DXリテラシーを獲得するにはDXが必要とされる背景、DXで活用される技術に関する知識や理解、実際の活用方法を学び理解することが大切です。また、これらのスキルを理解する姿勢や行動などマインドセットの体得も重要になります。

それぞれの項目のゴールに向かって必要な人材を育成していくためには、社内の従業員のスキル情報を把握するとともに、今後どのような人材になりたいかに注目する必要が出てきます。従業員がモチベーション高く意欲的に取り組んでもらうためにも、タレントマネジメントを活用し、どのようなスキルアップを望んでいるかを把握し適切な人材配置を行っていきましょう。

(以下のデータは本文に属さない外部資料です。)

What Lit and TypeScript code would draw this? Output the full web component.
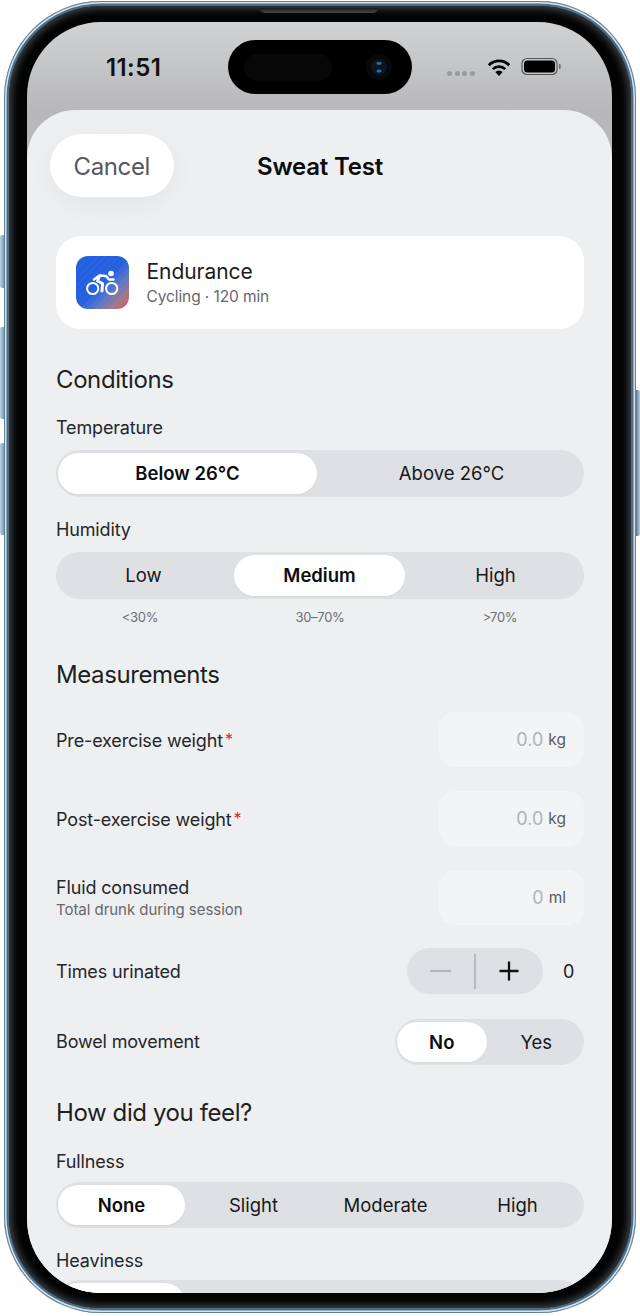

DSS-Lの活用法~タレントマネジメントで見える化された情報から考えてみよう

上記で「DXリテラシー標準(DSS-L)」それぞれの項目のゴールや学習項目についてふれましたが、学習したことをどのように活用できるのかまだイメージできていないという方がほとんどだと思います。

今回はとある企業の活用例をご紹介します。
先日、ある企業でDX化を進める際に、まずは従業員の「マインド・スタンス」のゴールを「社会変化の中で弊社が新たな価値を生み出すために必要なマインド・スタンスを知り、従業員自身の行動を振り返ることができるようになる」と設定しました。

やはり企業が成長するためには従業員一人ひとりが積極的に動いてくれるような姿勢を持ってくれることが望ましいと考えたからだそうです。そこで、従業員に「このゴールを達成するために1か月まずは頑張ってほしい」と伝えました。しかし、1か月たって従業員に話を聞いてみると、実際に行動に移した人は1割程度だったそうです。

なぜ、9割の従業員は行動に移すことが出来なかったのでしょうか。

答えは皆さんと同様「企業全体で目指しているもののイメージが出来ておらず、何から始めたらいいかわからなかった。」という意見がほとんどでした。

実は「マインド・スタンス」は従業員一人ひとりに求める行動や姿勢ではありますが、企業全体でどのような目標をもって、どのように取り組みを行っているのか常に明示しておかないと、従業員の目標も不明確になってしまい取り組む姿勢も消極的になってしまいます。

そのため企業はタレントマネジメントを活用し、企業全体の目標を見える化し、どのような方針で取り組んでいるのかを常に従業員に共有すると同時に、重要となるマインド・スタンスを見える化し、どうやったら企業全体に浸透するのかを考えなえればいけません。

また従業員は企業が見える化した情報を基に必要なマインド・スタンスは何なのかを知ると同時に、自分の日々の行動や業務に対する姿勢にどのように落とし込むことが出来るか、どうすればより良くなるかを常に考える習慣をつけるようにしましょう。
そのような習慣をつけることにより企業が目指している目標に向かって従業員が一致団結して取り組むことが出来るようになるのです。

まとめ

いかがでしたか?

さまざまな場面でDX化が進む中、デジタル人材を育てるためには個人の学習や企業の人材確保・育成の指針となる「デジタルスキル標準(DSS)」が基準となっており、今回はその中でも「DXリテラシー標準(DSS-L)」についてご紹介しました。

企業が目標を達成するためにはどのようなデジタル人材が必要なのか、社内の人材を育成ることにより補えるのかどうかなど、様々な課題があるとは思いますが、タレントマネジメントを活用することにより、様々な情報が見える化され、従業員はどのような人材になれるのか、そのためには何をすればいいのかを改めて把握することが出来ます。

しかし企業が積極的に取り組むことも大切ですが、従業員一人ひとりが自分のことととらえ、積極的に学習していく姿勢が大切です。そのためにもタレントマネジメントを活用し、どのような人材になりたいのか目標を明確にし、どうすればそのような人材になれるのか把握する必要があるのです。

企業のさらなる成長につなげるためにも、タレントマネジメントで見える化された情報を基に「DXリテラシー標準(DSS-L)」の浸透を促進させていてはいかがでしょうか。